To be done: Output only the lines running from the line bearing "The picture is" through the line bearing "6.2 8 10 11.8", character for character.

Supplied information:
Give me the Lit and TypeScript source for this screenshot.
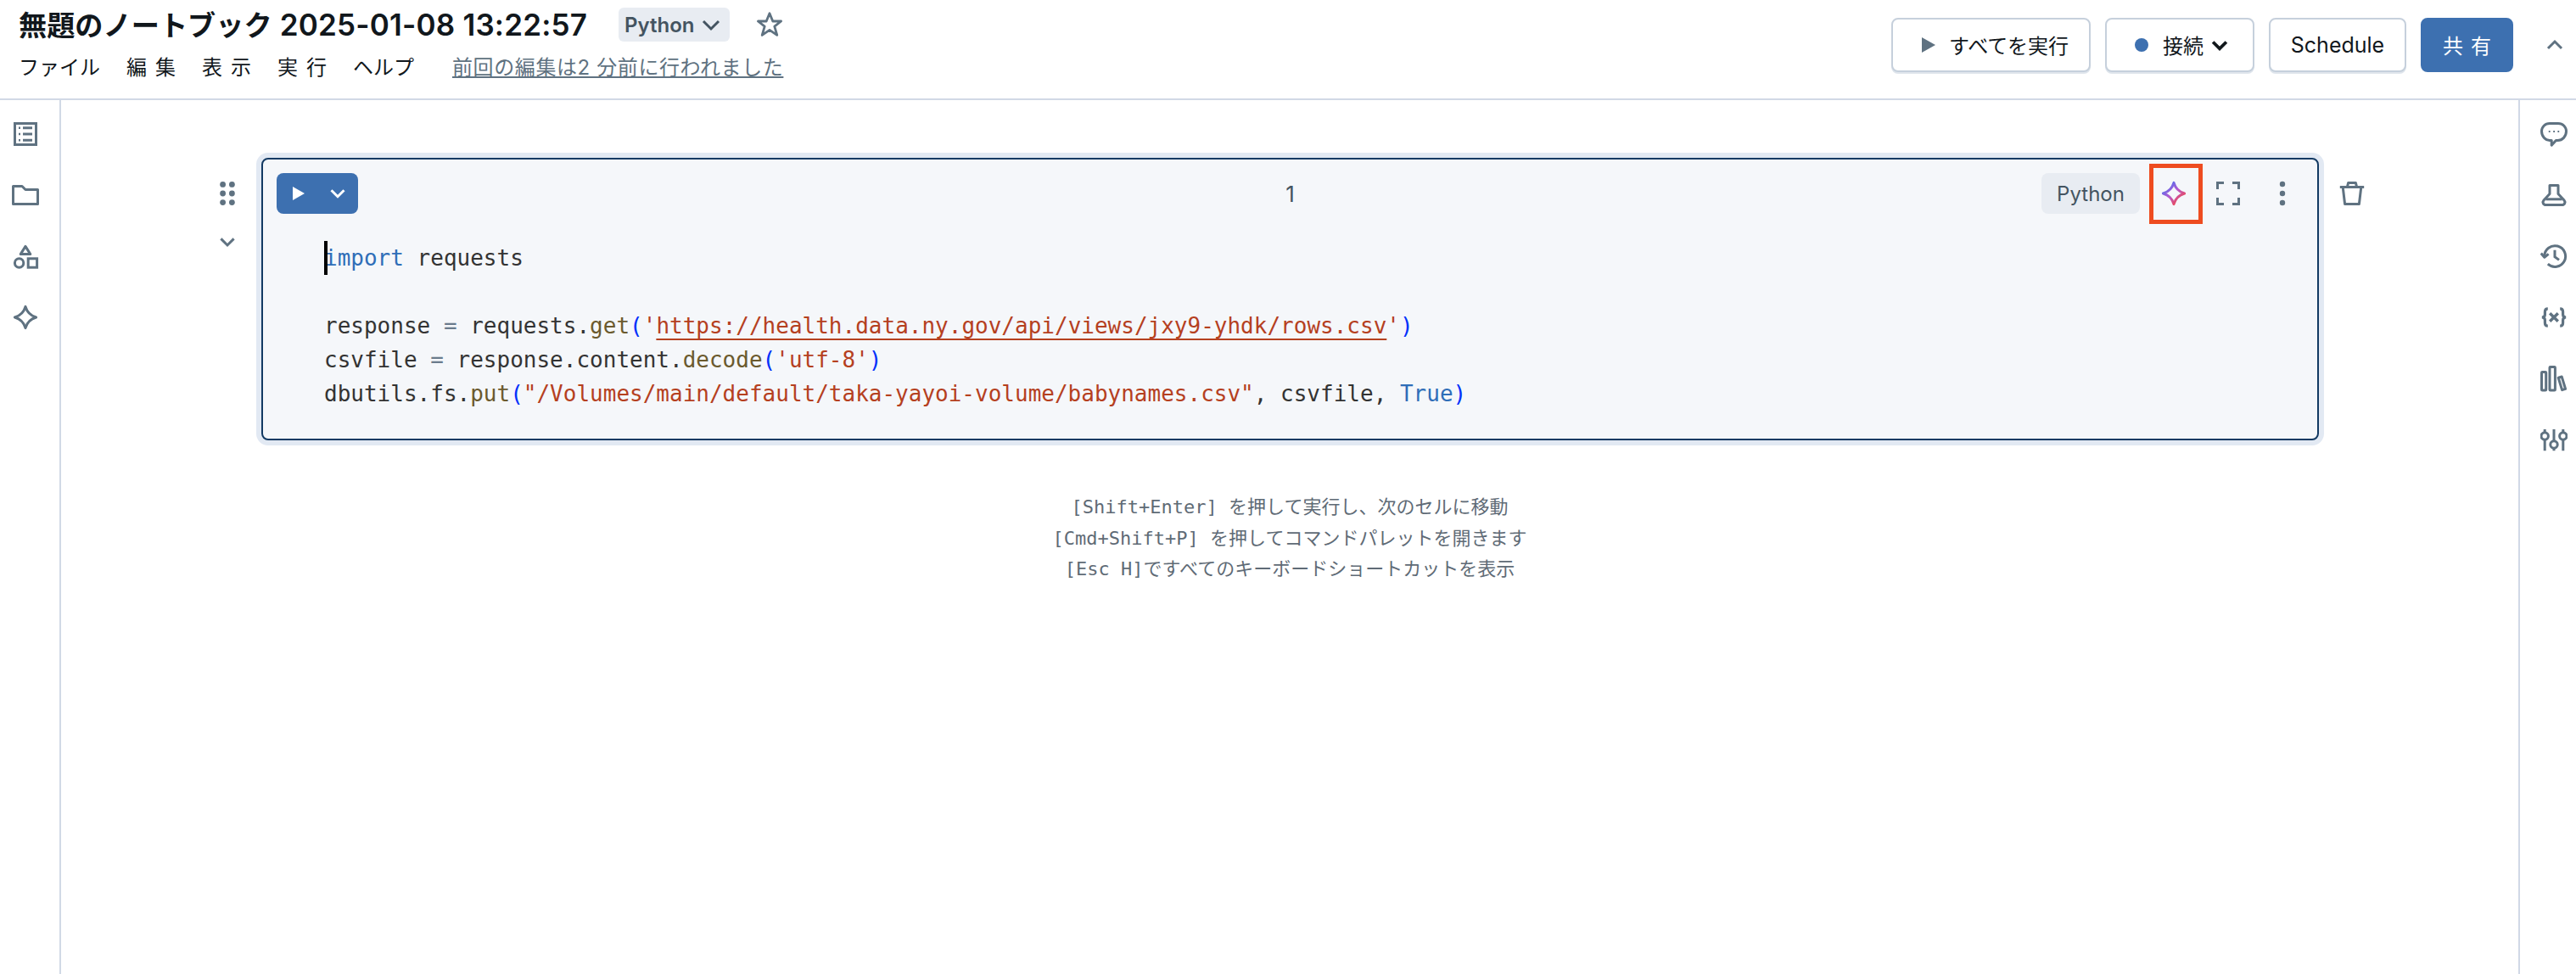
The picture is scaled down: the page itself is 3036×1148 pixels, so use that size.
import { LitElement, html, css, svg } from "lit";
import { customElement } from "lit/decorators.js";

const ic = (body: unknown, cls = "") => html`<svg class="ic ${cls}" viewBox="0 0 16 16" fill="none" stroke="currentColor" stroke-width="1.5">${body}</svg>`;
const sparklePath = "M8 1.7 Q9.4 6.6 14.3 8 Q9.4 9.4 8 14.3 Q6.6 9.4 1.7 8 Q6.6 6.6 8 1.7Z";
const chevronDown = svg`<path d="M3.5 6 8 10.5 12.5 6"/>`;
const chevronSmall = svg`<path d="M4.2 6.2 8 10 11.8 6.2"/>`;

const list = svg`<rect x="1.75" y="1.75" width="12.5" height="12.5"/><path d="M6.5 4.4H12M6.5 8H12M6.5 11.6H12"/><path d="M4 4.4h1M4 8h1M4 11.6h1" stroke-width="1.3"/>`;
const folder = svg`<path d="M.75 2.75H6L8 4.75H15.25V13.25H.75Z" stroke-linejoin="round"/>`;
const shapes = svg`<path d="M8 2.2 10.9 6.8H5.1Z" stroke-linejoin="round"/><circle cx="4.3" cy="12" r="2.6"/><rect x="9.6" y="9.4" width="5.2" height="5.2"/>`;
const sparkle = svg`<path d="${sparklePath}" stroke-linejoin="round"/>`;
const comment = svg`<path d="M5.5 1.75H10.5C13.3 1.75 15.25 3.8 15.25 6.4 15.25 9.4 13 11.7 10.3 11.7H9.2L6.6 14.6V11.7H5.5C2.8 11.7.75 9.4.75 6.4.75 3.8 2.7 1.75 5.5 1.75Z" stroke-linejoin="round"/><path d="M4.9 6.5h.9M7.6 6.5h.9M10.2 6.5h.9" stroke-width="1.1"/>`;
const flask = svg`<path d="M5.5 2.2H10.5V7.2L14 11C15 12.2 14.3 13.8 12.8 13.8H3.2C1.7 13.8 1 12.2 2 11L5.5 7.2Z" stroke-linejoin="round"/><path d="M3.2 10.4H12.8"/>`;
const history = svg`<path d="M2.4 8A6.2 6.2 0 1 1 4.4 12.6"/><path d="M.4 6.3 2.4 8.6 4.8 6.7" stroke-linejoin="round"/><path d="M8.5 4.4V8.4L11 10.2"/>`;
const variable = svg`<path d="M4.4 2.9C3 2.9 2.7 3.6 2.7 4.8V6.4C2.7 7.3 2 8 .9 8 2 8 2.7 8.7 2.7 9.6V11.2C2.7 12.4 3 13.1 4.4 13.1M11.6 2.9C13 2.9 13.3 3.6 13.3 4.8V6.4C13.3 7.3 14 8 15.1 8 14 8 13.3 8.7 13.3 9.6V11.2C13.3 12.4 13 13.1 11.6 13.1" stroke-width="1.6"/><path d="M5.6 5.6 10.4 10.4M10.4 5.6 5.6 10.4" stroke-width="1.7"/>`;
const books = svg`<rect x=".75" y="4.2" width="2.6" height="10.8" rx=".4"/><rect x="5.5" y="1.2" width="3.2" height="13.8" rx=".4"/><path d="M10.6 7.6 12.6 7 14.8 14.2 12.8 14.8Z" stroke-linejoin="round"/>`;
const sliders = svg`<path d="M2.6 8.4V14.6M2.6 2V3.6M8 2V8.6M8 13.2V14.6M13.4 8.4V14.6M13.4 2V3.6"/><circle cx="2.6" cy="6" r="2.1"/><circle cx="8" cy="11" r="2.1"/><circle cx="13.4" cy="6" r="2.1"/>`;

@customElement("app-root")
export class AppRoot extends LitElement {
  static styles = css`
    :host { display: flex; flex-direction: column; height: 1148px; width: 3036px; background: #fff; color: #11171c;
      font-family: Inter, "Noto Sans CJK JP", sans-serif; overflow: hidden; }
    .ic { width: 32px; height: 32px; display: block; flex: none; color: #5f7281; }
    header { height: 116px; border-bottom: 2px solid #d1d9e6; display: flex; justify-content: space-between; flex: none; }
    .hl { padding: 9px 0 0 22px; display: flex; flex-direction: column; gap: 8px; }
    .title-row { display: flex; align-items: center; height: 40px; }
    h1 { margin: 0 0 3px; font-size: 35px; font-weight: 600; white-space: nowrap; letter-spacing: .2px; width: 707px; }
    h1 span { font-size: 33.2px; letter-spacing: 0; }
    .lang { display: flex; align-items: center; gap: 4px; height: 40px; width: 131px; box-sizing: border-box; padding-left: 7px; background: #e8ecf2; border-radius: 6px; font-size: 24px; font-weight: 600; color: #445461; }
    .lang .ic { margin-left: -1px; color: #445461; }
    .star { margin-left: 31px; }
    .menu { display: flex; align-items: center; font-size: 24px; height: 40px; white-space: nowrap; }
    .menu span { margin-right: 31px; }
    .menu .w2 { letter-spacing: 10px; margin-right: 21px; }
    .menu a { margin-left: 14px; color: #5f7281; text-decoration: underline; font-size: 24px; letter-spacing: .6px; }
    .hr { display: flex; align-items: flex-start; padding: 21px 9px 0 0; }
    .btn { height: 64px; box-sizing: border-box; border: 2px solid #c6d0dc; border-radius: 8px; box-shadow: 0 2px 0 #dfe5ec; display: flex; align-items: center; background: #fff; font-size: 24px; white-space: nowrap; margin-right: 17px; }
    .b1 { width: 235px; padding: 0 0 2px 34px; }
    .b1 i { width: 0; height: 0; border-left: 16px solid #5f7281; border-top: 9px solid transparent; border-bottom: 9px solid transparent; margin: 2px 16px 0 0; }
    .b2 { width: 176px; padding: 0 0 2px 33px; }
    .b2 i { width: 16px; height: 16px; border-radius: 50%; background: #3d70b0; margin: 2px 17px 0 0; }
    .b2 .ic { width: 28px; height: 28px; stroke-width: 2.2; color: #11171c; margin: 2px 0 0 5px; }
    .b3 { width: 162px; justify-content: center; font-size: 25px; }
    .b4 { width: 109px; justify-content: center; background: #3d70b0; border-color: #3d70b0; color: #fff; letter-spacing: 9px; padding: 0 0 2px 9px; box-shadow: none; margin-right: 33px; }
    .collapse { margin-top: 16px; }
    .body { flex: 1; display: flex; min-height: 0; }
    .rail { flex: none; display: flex; flex-direction: column; gap: 40px; padding-top: 24px; box-sizing: border-box; }
    .rl { width: 72px; border-right: 2px solid #d1d9e6; padding-left: 14px; }
    .rr { width: 68px; border-left: 2px solid #d1d9e6; padding-left: 24px; }
    main { flex: 1; min-width: 0; padding-top: 68px; }
    .row { display: grid; grid-template-columns: 236px 1fr 235px; }
    .gl { display: flex; flex-direction: column; align-items: flex-end; gap: 25px; padding: 26px 24px 0 0; }
    .gr { padding: 26px 0 0 23px; }
    .cell { background: #f5f7fa; border: 2px solid #133a63; border-radius: 8px; box-shadow: 0 0 0 6px #e2e9f3; padding: 16px 0 33px; height: 333px; box-sizing: border-box; min-width: 0; }
    .head { display: grid; grid-template-columns: 1fr auto 1fr; align-items: center; height: 48px; padding: 0 9px; }
    .run { width: 96px; height: 48px; margin-left: 7px; border-radius: 8px; background: #3d70b0; display: flex; align-items: center; }
    .run svg { display: block; }
    .run .pl { margin-left: 18px; width: 16px; height: 18px; fill: #fff; }
    .run .c { margin-left: 26px; width: 24px; height: 24px; fill: none; stroke: #fff; stroke-width: 2; }
    .num { font-size: 26px; color: #445461; }
    .acts { display: flex; justify-content: flex-end; align-items: center; }
    .chip { width: 116px; height: 48px; border-radius: 8px; background: #e8ecf2; color: #445461; font-size: 24px; display: flex; align-items: center; justify-content: center; margin-right: 8px; }
    .act { width: 64px; height: 48px; display: flex; align-items: center; justify-content: center; position: relative; }
    .mark { position: absolute; left: 3px; top: -11px; width: 63px; height: 71px; box-sizing: border-box; border: 5px solid #ee4c20; }
    .code { margin: 32px 0 0; padding-left: 72px; font: 26px/40px "DejaVu Sans Mono", monospace; color: #333; position: relative; }
    .ln { min-height: 40px; white-space: pre; }
    .caret { position: absolute; left: 72px; top: 0; width: 4px; height: 40px; background: #000; }
    .k { color: #2f6eb8; } .f { color: #6b5a2e; } .p { color: #0431fa; } .s { color: #b5401f; } .o { color: #6a7b8c; }
    .u { text-decoration: underline; text-decoration-thickness: 2px; text-underline-offset: 6px; }
    .hints { margin-top: 61px; text-align: center; font: 22px/36.5px "DejaVu Sans Mono", "Noto Sans CJK JP", monospace; color: #5f6b76; }
    .hints div { white-space: pre; }
  `;

  render() {
    return html`
      <header>
        <div class="hl">
          <div class="title-row">
            <h1><span>無題のノートブック</span> 2025-01-08 13:22:57</h1>
            <div class="lang">Python ${ic(chevronDown)}</div>
            <svg class="ic star" viewBox="0 0 16 16" fill="none" stroke="currentColor" stroke-width="1.4"><path d="M8 1.4 9.9 6H14.8L10.9 9.1 12.4 14.2 8 11.2 3.6 14.2 5.1 9.1 1.2 6H6.1Z" stroke-linejoin="round"/></svg>
          </div>
          <nav class="menu">
            <span>ファイル</span><span class="w2">編集</span><span class="w2">表示</span><span class="w2">実行</span><span>ヘルプ</span>
            <a>前回の編集は2 分前に行われました</a>
          </nav>
        </div>
        <div class="hr">
          <div class="btn b1"><i></i>すべてを実行</div>
          <div class="btn b2"><i></i>接続${ic(chevronDown)}</div>
          <div class="btn b3">Schedule</div>
          <div class="btn b4">共有</div>
          ${ic(svg`<path d="M4 10 8 6 12 10"/>`, "collapse")}
        </div>
      </header>
      <div class="body">
        <aside class="rail rl">${ic(list)}${ic(folder)}${ic(shapes)}${ic(sparkle)}</aside>
        <main>
          <div class="row">
            <div class="gl">
              <svg class="ic" viewBox="0 0 16 16" fill="currentColor"><circle cx="5.3" cy="2.7" r="1.7"/><circle cx="10.7" cy="2.7" r="1.7"/><circle cx="5.3" cy="8" r="1.7"/><circle cx="10.7" cy="8" r="1.7"/><circle cx="5.3" cy="13.3" r="1.7"/><circle cx="10.7" cy="13.3" r="1.7"/></svg>
              ${ic(chevronSmall)}
            </div>
            <section class="cell">
              <div class="head">
                <div class="run">
                  <svg class="pl" viewBox="0 0 16 18"><path d="M1 1 15 9 1 17Z"/></svg>
                  <svg class="c" viewBox="0 0 16 16"><path d="M3 5.5 8 10.5 13 5.5"/></svg>
                </div>
                <div class="num">1</div>
                <div class="acts">
                  <div class="chip">Python</div>
                  <div class="act">
                    <svg class="ic" viewBox="0 0 16 16" fill="none" stroke="url(#spark)" stroke-width="1.5">
                      <defs><linearGradient id="spark" x1="0.1" y1="0.1" x2="0.8" y2="0.9"><stop offset="0" stop-color="#4a6ff0"/><stop offset=".5" stop-color="#b45ad0"/><stop offset="1" stop-color="#f0484f"/></linearGradient></defs>
                      <path d="${sparklePath}" stroke-linejoin="round"/>
                    </svg>
                    <div class="mark"></div>
                  </div>
                  <div class="act">${ic(svg`<path d="M1.75 5.5V1.75H5.5M10.5 1.75H14.25V5.5M14.25 10.5V14.25H10.5M5.5 14.25H1.75V10.5"/>`)}</div>
                  <div class="act"><svg class="ic" viewBox="0 0 16 16" fill="currentColor"><circle cx="8" cy="2.5" r="1.6"/><circle cx="8" cy="8" r="1.6"/><circle cx="8" cy="13.5" r="1.6"/></svg></div>
                </div>
              </div>
              <div class="code">
                <i class="caret"></i>
                <div class="ln"><span class="k">import</span> requests</div>
                <div class="ln"></div>
                <div class="ln">response <span class="o">=</span> requests.<span class="f">get</span><span class="p">(</span><span class="s">'<span class="u">https://health.data.ny.gov/api/views/jxy9-yhdk/rows.csv</span>'</span><span class="p">)</span></div>
                <div class="ln">csvfile <span class="o">=</span> response.content.<span class="f">decode</span><span class="p">(</span><span class="s">'utf-8'</span><span class="p">)</span></div>
                <div class="ln">dbutils.fs.<span class="f">put</span><span class="p">(</span><span class="s">"/Volumes/main/default/taka-yayoi-volume/babynames.csv"</span>, csvfile, <span class="k">True</span><span class="p">)</span></div>
              </div>
            </section>
            <div class="gr">${ic(svg`<path d="M2.6 4.2 3.8 14.25H12.2L13.4 4.2M.9 4.2H15.1M5.2 4.2 5.8 1.75H10.2L10.8 4.2" stroke-linejoin="round"/>`)}</div>
          </div>
          <div class="hints">
            <div>[Shift+Enter] を押して実行し、次のセルに移動</div>
            <div>[Cmd+Shift+P] を押してコマンドパレットを開きます</div>
            <div>[Esc H]ですべてのキーボードショートカットを表示</div>
          </div>
        </main>
        <aside class="rail rr">${ic(comment)}${ic(flask)}${ic(history)}${ic(variable)}${ic(books)}${ic(sliders)}</aside>
      </div>
    `;
  }
}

Result of the exercise:
The picture is scaled down: the page itself is 3036×1148 pixels, so use that size.
import { LitElement, html, css, svg } from "lit";
import { customElement } from "lit/decorators.js";

const ic = (body: unknown, cls = "") => html`<svg class="ic ${cls}" viewBox="0 0 16 16" fill="none" stroke="currentColor" stroke-width="1.5">${body}</svg>`;
const sparklePath = "M8 1.7 Q9.4 6.6 14.3 8 Q9.4 9.4 8 14.3 Q6.6 9.4 1.7 8 Q6.6 6.6 8 1.7Z";
const chevronDown = svg`<path d="M3.5 6 8 10.5 12.5 6"/>`;
const chevronSmall = svg`<path d="M4.2 6.2 8 10 11.8 6.2"/>`;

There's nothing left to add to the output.